Peugeot has unveiled the powertrain that will be used by its upcoming Le Mans hypercar.
Dubbed the ‘HYBRID4 500KW’ by Peugeot Sport, the powertrain includes a 2.6-liter twin-turbocharged, mid-mounted V6 petrol engine that produces 680 hp. This engine is supplemented by an electric motor at the front axle fed by a 900v battery and producing an additional 272 hp.
Combine those two figures and you get 952 hp. However, regulations for the hypercar class mean maximum output is capped at 680 hp. Most of the time, the engine’s power will be capped, but once the battery is depleted and the electric motor is no longer used, the engine alone will be revert back to the full 680 hp.

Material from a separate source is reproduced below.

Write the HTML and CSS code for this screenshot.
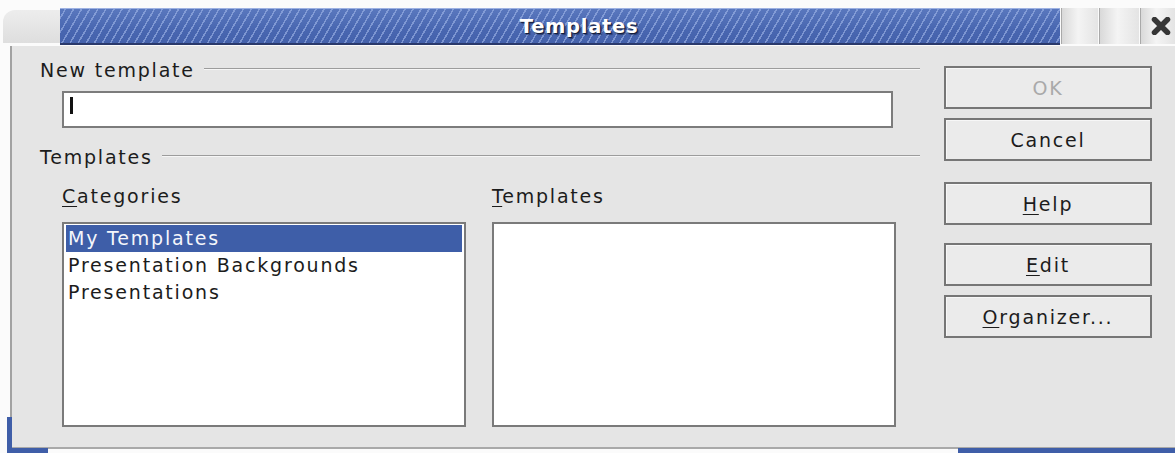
FILE: index.html
```html
<!DOCTYPE html>
<html lang="en">
<head>
<meta charset="utf-8">
<title>Templates</title>
<link rel="stylesheet" href="styles.css">
</head>
<body>
<div class="screen">
  <div class="titlerow">
    <div class="wm-left"></div>
    <div class="titlebar"><span class="title">Templates</span></div>
    <div class="wm-btn wm-min"></div>
    <div class="wm-btn wm-max"></div>
    <div class="wm-btn wm-close">
      <svg width="20" height="18" viewBox="0 0 20 18" aria-hidden="true">
        <path d="M3.5 2.5 L16.5 15.5 M16.5 2.5 L3.5 15.5" stroke="#363636" stroke-width="5.5" stroke-linecap="round" fill="none"/>
      </svg>
    </div>
  </div>

  <div class="dialog">
    <div class="main">
      <div class="group-head"><span>New template</span><i class="rule"></i></div>
      <div class="textbox"><span class="caret"></span></div>

      <div class="group-head group-second"><span>Templates</span><i class="rule"></i></div>
      <div class="columns">
        <div class="col">
          <div class="col-label"><u>C</u>ategories</div>
          <ul class="listbox">
            <li class="item selected">My Templates</li>
            <li class="item">Presentation Backgrounds</li>
            <li class="item">Presentations</li>
          </ul>
        </div>
        <div class="col">
          <div class="col-label"><u>T</u>emplates</div>
          <ul class="listbox"></ul>
        </div>
      </div>
    </div>

    <div class="buttons">
      <button class="btn btn-ok" disabled>OK</button>
      <button class="btn btn-cancel">Cancel</button>
      <button class="btn btn-help"><u>H</u>elp</button>
      <button class="btn btn-edit"><u>E</u>dit</button>
      <button class="btn btn-org"><u>O</u>rganizer...</button>
    </div>
  </div>

  <span class="desk desk-left"></span>
  <span class="desk desk-bottom"></span>
  <span class="desk desk-right"></span>
</div>
</body>
</html>
```

FILE: styles.css
```css
* {
  box-sizing: border-box;
}

html, body {
  margin: 0;
  padding: 0;
  background: #ffffff;
}

.screen {
  position: relative;
  width: 1175px;
  height: 453px;
  overflow: hidden;
  background: #fbfbfb;
  font-family: "DejaVu Sans", "Liberation Sans", sans-serif;
  font-size: 19px;
  letter-spacing: 1.8px;
  color: #1c1c1c;
}

/* ---- window manager title row ---- */
.titlerow {
  display: flex;
  margin-top: 8px;
  height: 37px;
}

.wm-left {
  margin-left: 3px;
  margin-top: 2px;
  width: 57px;
  height: 33px;
  border-radius: 12px 0 0 0;
  background: linear-gradient(#ededed, #dedede);
}

.titlebar {
  width: 1001px;
  height: 37px;
  display: flex;
  align-items: center;
  justify-content: center;
  padding-left: 38px;
  background:
    repeating-linear-gradient(120deg, rgba(160, 182, 232, 0) 0 4.5px, rgba(160, 182, 232, 0.6) 4.5px 6px, rgba(160, 182, 232, 0) 6px 7px),
    linear-gradient(#5a78be, #4866b0 60%, #4461ab);
  box-shadow: inset 0 1px 0 #9db1e2, inset 0 -2px 0 #2a396b;
}

.title {
  font-weight: bold;
  font-size: 19.5px;
  letter-spacing: 0.7px;
  color: #ffffff;
  text-shadow: 1px 1px 0 #141c3a, 2px 2px 1px rgba(20, 28, 58, 0.5);
}

.wm-btn {
  height: 36px;
  border-left: 1px solid #a9a9a9;
  background: linear-gradient(90deg, #d9d9d9, #f4f4f4 45%, #e4e4e4);
}

.wm-min {
  margin-left: 1px;
  width: 37px;
}

.wm-max {
  margin-left: 1px;
  width: 40px;
}

.wm-close {
  margin-left: 1px;
  width: 35px;
  display: flex;
  align-items: center;
  justify-content: flex-end;
  padding-right: 4px;
}

/* ---- dialog body ---- */
.dialog {
  display: flex;
  margin-top: 1px;
  margin-left: 10px;
  height: 403px;
  background: #e5e5e5;
  border-left: 2px solid #a2a2a2;
  border-bottom: 2px solid #a9a9a9;
}

.main {
  width: 908px;
  padding-left: 28px;
  padding-top: 12px;
}

.group-head {
  display: flex;
  align-items: center;
  gap: 9px;
  height: 24px;
  line-height: 24px;
  white-space: nowrap;
}

.group-head .rule {
  flex: 1;
  margin-top: -2px;
  border-top: 1px solid #9c9c9c;
  border-bottom: 1px solid #f6f6f6;
}

.group-second {
  margin-top: 17px;
}

.textbox {
  display: flex;
  align-items: flex-start;
  margin: 9px 0 0 22px;
  width: 831px;
  height: 37px;
  background: #ffffff;
  border: 2px solid #7c7c7c;
  padding: 4px 6px;
}

.caret {
  display: block;
  width: 3px;
  height: 17px;
  background: #111111;
}

.columns {
  display: flex;
  gap: 26px;
  margin: 15px 0 0 22px;
}

.col {
  width: 404px;
}

.col-label {
  height: 24px;
  line-height: 24px;
  white-space: nowrap;
}

u {
  text-decoration-thickness: 1px;
  text-underline-offset: 3px;
}

.listbox {
  list-style: none;
  margin: 14px 0 0;
  height: 205px;
  padding: 1px 2px;
  background: #ffffff;
  border: 2px solid #7a7a7a;
}

.item {
  height: 27px;
  line-height: 27px;
  padding-left: 2px;
  white-space: nowrap;
}

.item.selected {
  background: #3e5ea8;
  color: #f4f6fb;
}

/* ---- command buttons ---- */
.buttons {
  display: flex;
  flex-direction: column;
  width: 208px;
  margin-left: 24px;
  padding-top: 20px;
}

.btn {
  width: 208px;
  height: 43px;
  padding: 0;
  font: inherit;
  letter-spacing: 1.8px;
  color: #1c1c1c;
  background: #ebebeb;
  border: 2px solid #767676;
  box-shadow: inset 1px 1px 0 #f7f7f7;
  text-align: center;
}

.btn-ok {
  color: #a9a9a9;
}

.btn-cancel {
  margin-top: 9px;
}

.btn-help {
  margin-top: 21px;
}

.btn-edit {
  margin-top: 18px;
}

.btn-org {
  margin-top: 9px;
}

/* ---- desktop pieces peeking out around the dialog ---- */
.desk {
  position: absolute;
  background: #3f5ea8;
}

.desk-left {
  left: 7px;
  top: 417px;
  width: 5px;
  height: 36px;
}

.desk-bottom {
  left: 7px;
  top: 448px;
  width: 41px;
  height: 5px;
}

.desk-right {
  left: 958px;
  top: 448px;
  width: 217px;
  height: 5px;
}
```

Interestingly, the electric motor can only operate in the pitlane and at speeds over 75 mph (120 km/h). As such, the car will be rear-wheel drive for lower-speed corners and only switch to all-wheel drive on long straights and through high-speed corners. When the battery is depleted, the combustion engine’s grunt can increase to 700 hp at the end of the straights with the help of the electric motor that’s functioning as a 15 kW alternator.
Regulations will require Peugeot Sport’s Le Mans hypercar to have sensors that monitor and transmit power levels measured to all four wheels to the FIA in real time.
“The architecture of the PEUGEOT HYBRID4 500KW powertrain is the result of a highly detailed brief shaped by the new FIA WEC regulations,” Peugeot Sport’s WEC Program Powertrain Director François Coudrain said. “We initially considered a single turbo, but that would have prevented us from achieving our engine’s center of gravity target. A twin-turbo V6 block offers the best trade-off between technology, weight, packaging of the engine’s ancillaries, reliability and performance.”
Peugeot Sport will start bench testing the powertrain in the first half of 2021.